• **The request**: Copy each line exactly. Drop every picture.

Pages as source code

-- begin --

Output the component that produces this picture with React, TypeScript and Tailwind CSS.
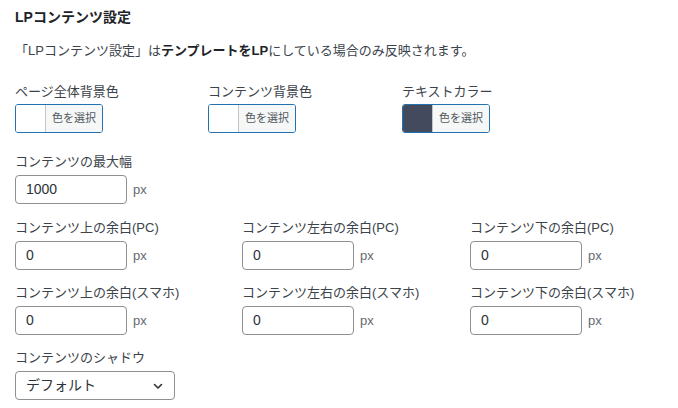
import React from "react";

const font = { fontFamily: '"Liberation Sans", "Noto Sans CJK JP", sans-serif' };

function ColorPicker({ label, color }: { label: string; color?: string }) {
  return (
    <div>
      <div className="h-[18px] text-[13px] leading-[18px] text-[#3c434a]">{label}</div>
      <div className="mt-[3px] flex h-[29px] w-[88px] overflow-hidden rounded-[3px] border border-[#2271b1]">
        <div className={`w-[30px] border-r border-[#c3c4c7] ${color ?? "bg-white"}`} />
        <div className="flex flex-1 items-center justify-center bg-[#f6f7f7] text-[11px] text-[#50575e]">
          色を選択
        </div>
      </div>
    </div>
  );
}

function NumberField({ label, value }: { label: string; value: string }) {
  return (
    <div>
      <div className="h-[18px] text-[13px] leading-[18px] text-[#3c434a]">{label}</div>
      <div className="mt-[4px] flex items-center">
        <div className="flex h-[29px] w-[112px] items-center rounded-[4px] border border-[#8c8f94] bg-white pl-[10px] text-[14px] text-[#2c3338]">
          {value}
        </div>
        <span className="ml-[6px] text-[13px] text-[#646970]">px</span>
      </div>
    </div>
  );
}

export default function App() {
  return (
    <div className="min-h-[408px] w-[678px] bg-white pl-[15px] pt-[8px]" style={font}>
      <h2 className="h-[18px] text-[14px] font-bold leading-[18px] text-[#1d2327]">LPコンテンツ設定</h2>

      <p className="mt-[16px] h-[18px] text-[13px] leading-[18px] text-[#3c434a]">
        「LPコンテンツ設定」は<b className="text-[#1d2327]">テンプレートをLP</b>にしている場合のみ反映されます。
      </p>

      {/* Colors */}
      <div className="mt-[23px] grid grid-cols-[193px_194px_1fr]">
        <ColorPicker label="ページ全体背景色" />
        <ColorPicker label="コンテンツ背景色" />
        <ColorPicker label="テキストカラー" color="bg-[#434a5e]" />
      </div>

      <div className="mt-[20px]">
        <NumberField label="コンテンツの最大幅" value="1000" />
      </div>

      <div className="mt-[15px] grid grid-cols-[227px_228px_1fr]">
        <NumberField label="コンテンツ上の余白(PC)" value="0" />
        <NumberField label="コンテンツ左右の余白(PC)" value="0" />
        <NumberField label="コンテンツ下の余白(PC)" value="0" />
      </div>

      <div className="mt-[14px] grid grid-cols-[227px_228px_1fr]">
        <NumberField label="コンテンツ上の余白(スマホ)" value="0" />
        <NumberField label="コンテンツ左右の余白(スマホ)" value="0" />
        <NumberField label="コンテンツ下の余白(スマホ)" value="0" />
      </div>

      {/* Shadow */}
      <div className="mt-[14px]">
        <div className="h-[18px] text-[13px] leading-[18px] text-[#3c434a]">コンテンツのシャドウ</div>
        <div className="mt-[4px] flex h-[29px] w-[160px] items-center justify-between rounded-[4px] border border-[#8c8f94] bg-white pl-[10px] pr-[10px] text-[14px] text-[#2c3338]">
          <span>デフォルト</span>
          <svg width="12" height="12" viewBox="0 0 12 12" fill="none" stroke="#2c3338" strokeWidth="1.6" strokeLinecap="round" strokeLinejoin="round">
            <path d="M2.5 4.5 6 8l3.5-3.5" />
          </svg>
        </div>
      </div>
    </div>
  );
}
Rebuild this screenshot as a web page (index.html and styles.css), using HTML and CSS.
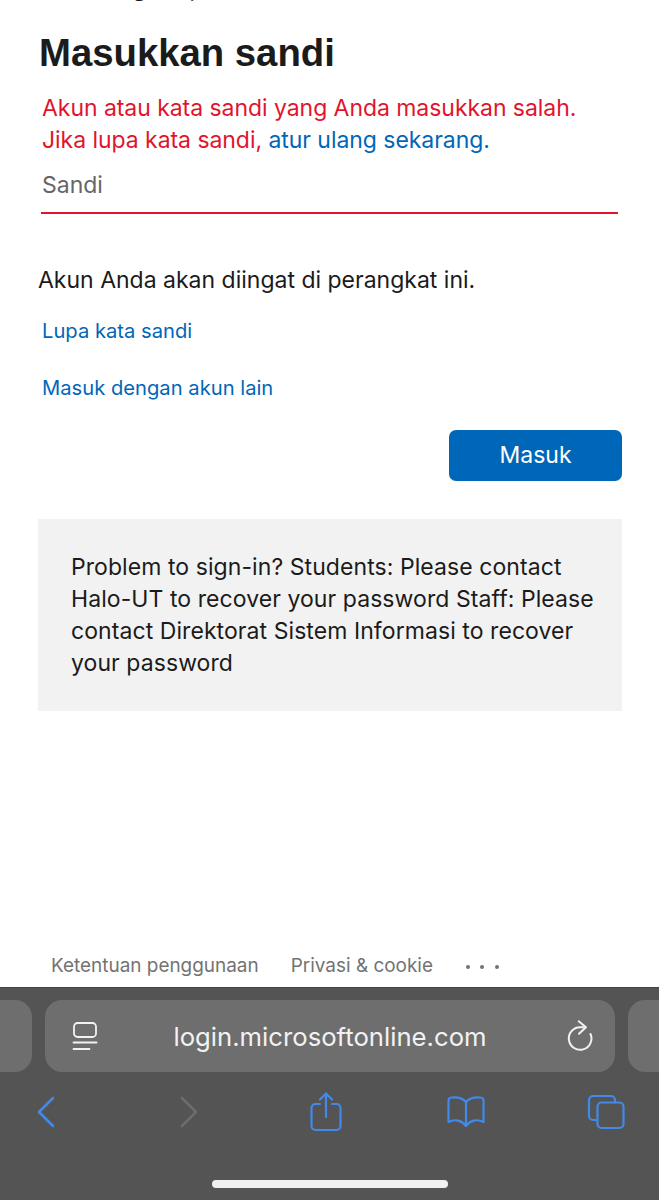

-- end --

• **Task result**:
Output the component that produces this picture with React, TypeScript and Tailwind CSS.
import React from "react";

const font = { fontFamily: '"Liberation Sans", "Noto Sans CJK JP", sans-serif' };

function ColorPicker({ label, color }: { label: string; color?: string }) {
  return (
    <div>
      <div className="h-[18px] text-[13px] leading-[18px] text-[#3c434a]">{label}</div>
      <div className="mt-[3px] flex h-[29px] w-[88px] overflow-hidden rounded-[3px] border border-[#2271b1]">
        <div className={`w-[30px] border-r border-[#c3c4c7] ${color ?? "bg-white"}`} />
        <div className="flex flex-1 items-center justify-center bg-[#f6f7f7] text-[11px] text-[#50575e]">
          色を選択
        </div>
      </div>
    </div>
  );
}

function NumberField({ label, value }: { label: string; value: string }) {
  return (
    <div>
      <div className="h-[18px] text-[13px] leading-[18px] text-[#3c434a]">{label}</div>
      <div className="mt-[4px] flex items-center">
        <div className="flex h-[29px] w-[112px] items-center rounded-[4px] border border-[#8c8f94] bg-white pl-[10px] text-[14px] text-[#2c3338]">
          {value}
        </div>
        <span className="ml-[6px] text-[13px] text-[#646970]">px</span>
      </div>
    </div>
  );
}

export default function App() {
  return (
    <div className="min-h-[408px] w-[678px] bg-white pl-[15px] pt-[8px]" style={font}>
      <h2 className="h-[18px] text-[14px] font-bold leading-[18px] text-[#1d2327]">LPコンテンツ設定</h2>

      <p className="mt-[16px] h-[18px] text-[13px] leading-[18px] text-[#3c434a]">
        「LPコンテンツ設定」は<b className="text-[#1d2327]">テンプレートをLP</b>にしている場合のみ反映されます。
      </p>

      {/* Colors */}
      <div className="mt-[23px] grid grid-cols-[193px_194px_1fr]">
        <ColorPicker label="ページ全体背景色" />
        <ColorPicker label="コンテンツ背景色" />
        <ColorPicker label="テキストカラー" color="bg-[#434a5e]" />
      </div>

      <div className="mt-[20px]">
        <NumberField label="コンテンツの最大幅" value="1000" />
      </div>

      <div className="mt-[15px] grid grid-cols-[227px_228px_1fr]">
        <NumberField label="コンテンツ上の余白(PC)" value="0" />
        <NumberField label="コンテンツ左右の余白(PC)" value="0" />
        <NumberField label="コンテンツ下の余白(PC)" value="0" />
      </div>

      <div className="mt-[14px] grid grid-cols-[227px_228px_1fr]">
        <NumberField label="コンテンツ上の余白(スマホ)" value="0" />
        <NumberField label="コンテンツ左右の余白(スマホ)" value="0" />
        <NumberField label="コンテンツ下の余白(スマホ)" value="0" />
      </div>

      {/* Shadow */}
      <div className="mt-[14px]">
        <div className="h-[18px] text-[13px] leading-[18px] text-[#3c434a]">コンテンツのシャドウ</div>
        <div className="mt-[4px] flex h-[29px] w-[160px] items-center justify-between rounded-[4px] border border-[#8c8f94] bg-white pl-[10px] pr-[10px] text-[14px] text-[#2c3338]">
          <span>デフォルト</span>
          <svg width="12" height="12" viewBox="0 0 12 12" fill="none" stroke="#2c3338" strokeWidth="1.6" strokeLinecap="round" strokeLinejoin="round">
            <path d="M2.5 4.5 6 8l3.5-3.5" />
          </svg>
        </div>
      </div>
    </div>
  );
}
Rebuild this screenshot as a web page (index.html and styles.css), using HTML and CSS.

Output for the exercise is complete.